Di Luohu, handphone Nokia N95 bisa didapat dengan harga RMB900 (sekitar 1 juta rupiah). Padahal harga aslinya lebih tinggi dari itu. Sepatu juga harganya di bawah RMB100 (di bawah seratus ribu rupiah). Tentu saja itu bukan barang-barang asli. Ada yang kata "aspal" (asli tapi palsu).
Esoknya kami melakukan perjalanan berkeliling Shenzhen. Pertama, kami ke tempat penjualan batu giok milik pemerintah Republik Rakyat China. Harga batu giok juga bisa ditawar. Liontin seharga RMB1600 bisa dibeli dengan harga RMB300. Patung seharga RMB8000 bisa ditawar harganya jadi RMB1000. Gila.
Dari sana, kami ke tempat penjualan obat dengan bahan-bahan tradisional. Di sana juga bisa periksa kesehatan. Ketika dokter memeriksa tanganku, dokter bilang liver aku terlalu banyak racun dan harus dibuang. Kenapa mukaku banyak jerawat, karena itu adalah tempat pembuangan racun. Dokter bilang, aku terlalu banyak makan goreng-gorengan. Yah, apa boleh buat, itulah makanan yang murah selama aku tinggal merantau sendiri. Setelah itu, dokter menawarkan aku untuk minum obat dari ramuan tradisional seharga RMB1500. Aku langsung menolak. Mahal sekali. Tapi dokter itu terkesan memaksa untuk membeli. Maklum saja, di sana tempat bisnis obat.
Siangnya kami ke Window of The World, sebuah daerah yang berisi miniatur berbagai negara di dunia. Cuaca di sana panas sekali, jadi perjalanan agak kurang bisa dinikmati. Aku terkejut karena di sana ada Borobudur milik Indonesia. Ternyata orang China juga tahu Borobudur. Perjalanan di sana menggunakan kereta kecil. Tidak mungkin berjalan kaki, bisa mati lemas.


Window of the World


Piramida

Borobudur


Istana Rattanakosin, Thailand

Dari Window of the World, kami ke Splendid China, sebuah daerah yang menunjukkan kebudayaan China dan juga suku-suku minoritas di China. Banyak pertunjukan yang menarik di sini. Ada aksi teatrikal suku-suku minoritas, atraksi perang suku Mongol dengan menggunakan kuda (melihat atraksi ini harus mampu menahan bau kotoran kuda yang menyengat sekali), dan juga pertunjukan puncak pada malamnya yaitu aksi gabungan teatrikal, tari-tarian, dan juga akrobatik, ditambah lagi dengan sinar laser dan cahaya api yang cukup menawan.

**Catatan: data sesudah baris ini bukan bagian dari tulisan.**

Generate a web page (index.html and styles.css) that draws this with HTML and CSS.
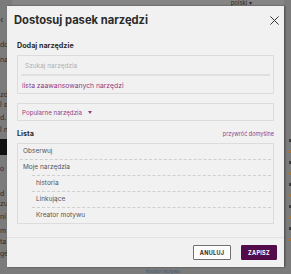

Esoknya kami pulang ke Hong Kong untuk kemudian kembali ke Jakarta. Ternyata imigrasi di Shenzhen Bay pada hari itu cukup sibuk sehingga kami harus mengantri sekitar 30 menit. Total perjalanan dari Shenzhen ke Bandar Udara Hong Kong sekitar 1 jam 30 menit. Kami pun pulang ke Jakarta. Aku sudah rindu rumah. Sejauh-jauhnya kita berpergian, tetap rumah kita yang sehari-hari kita hunilah yang paling nyaman.
Maka selesailah kisah perjalanan di Delta Sungai Mutiara. Semoga di lain waktu aku bisa kembali lagi ke sana.